Rome is located in Italy, which includes a peninsula and islands in southern Europe. The Italian peninsula is shaped a lot like a boot and reaches into the Mediterranean Sea with its toe pointed toward the island of Sicily.
A king was worried that his twin nephews, Romulus and Remus, would be threats to his throne, so he ordered a soldier to drown them. However, a wolf found them and took care of them before Romulus and Remus found out who they really were. They fought over who was going to rule their new city as revenge, which caused Romulus to kill Remus.
Two important Etruscan structures the Romans adapted were the arch, which sat on two pillars, and the cuniculus, a long underground trench. The Romans adapted both of these structures and, in time, became even better engineers than the Etruscans. They used arches to build huge public works, including bridges, stadiums, and aqueducts to carry water over long distances.

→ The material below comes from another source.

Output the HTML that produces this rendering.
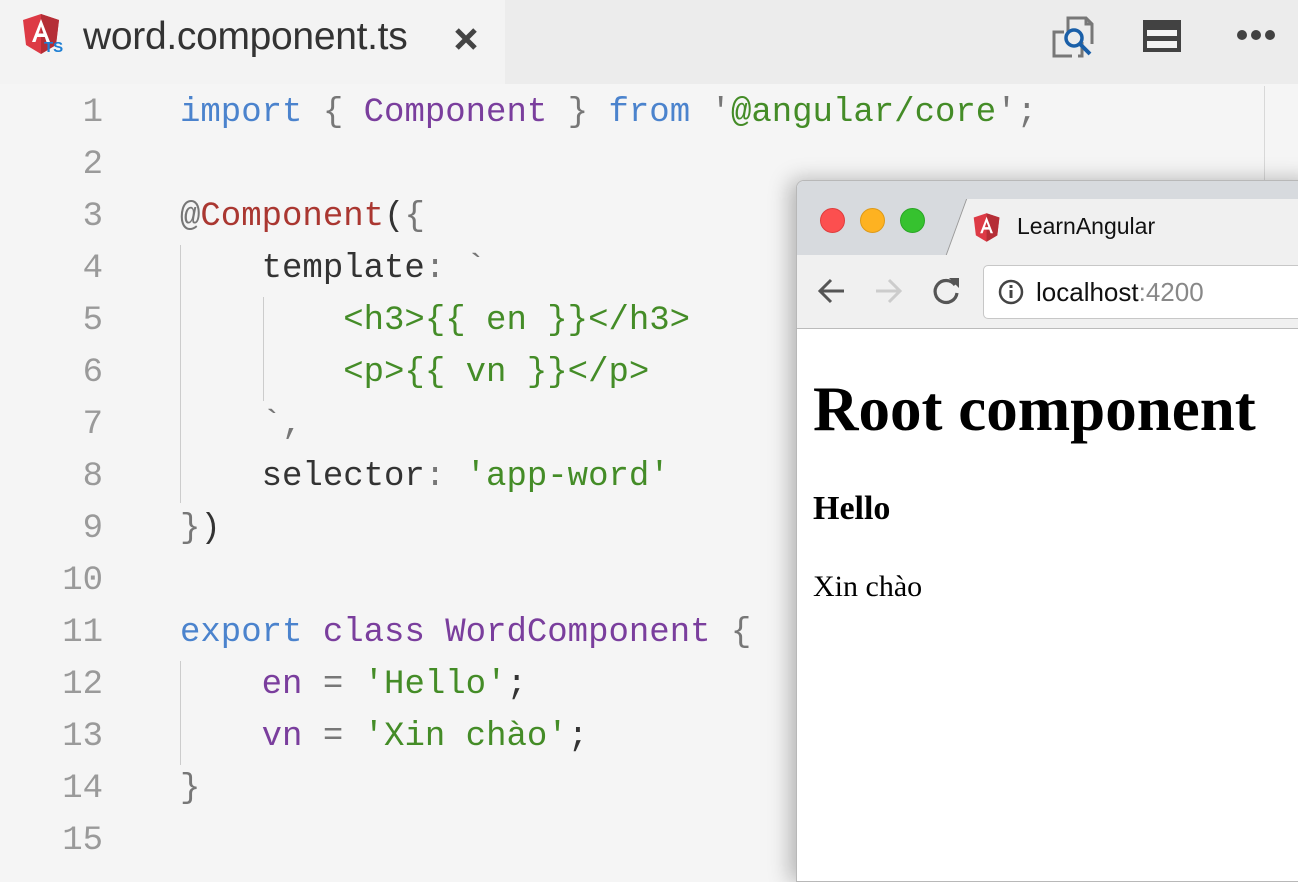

The Romans adapted two Etruscan sports; slave fighting and chariot races. Two slaves of the dead master fought to the death with swords and small shields, but after the winner was congratulated, he was executed. In chariot races, charioteers would be strapped to their chariots druing the race, which often led to injury and death from carrages overturning, being dragged under the chariot's wheels or trampled by the horses
The Romans used Greek designs in their own public buildings. Eventually, they learned to use concrete to create even larger structures, such as the Pantheon in Rome. The Romans also used concrete to build huge stadiums like the Colosseum, where gladiators fought.
The Greeks and the Romans had many similarities in writing, such as writing in all capital letters and carving important documents in plaques or walls. The Greeks influenced Roman art, such as the realistic sculptures being models for realistic paintings. The Greeks influenced Roman religion because all of the gads are the same, just with Roman names.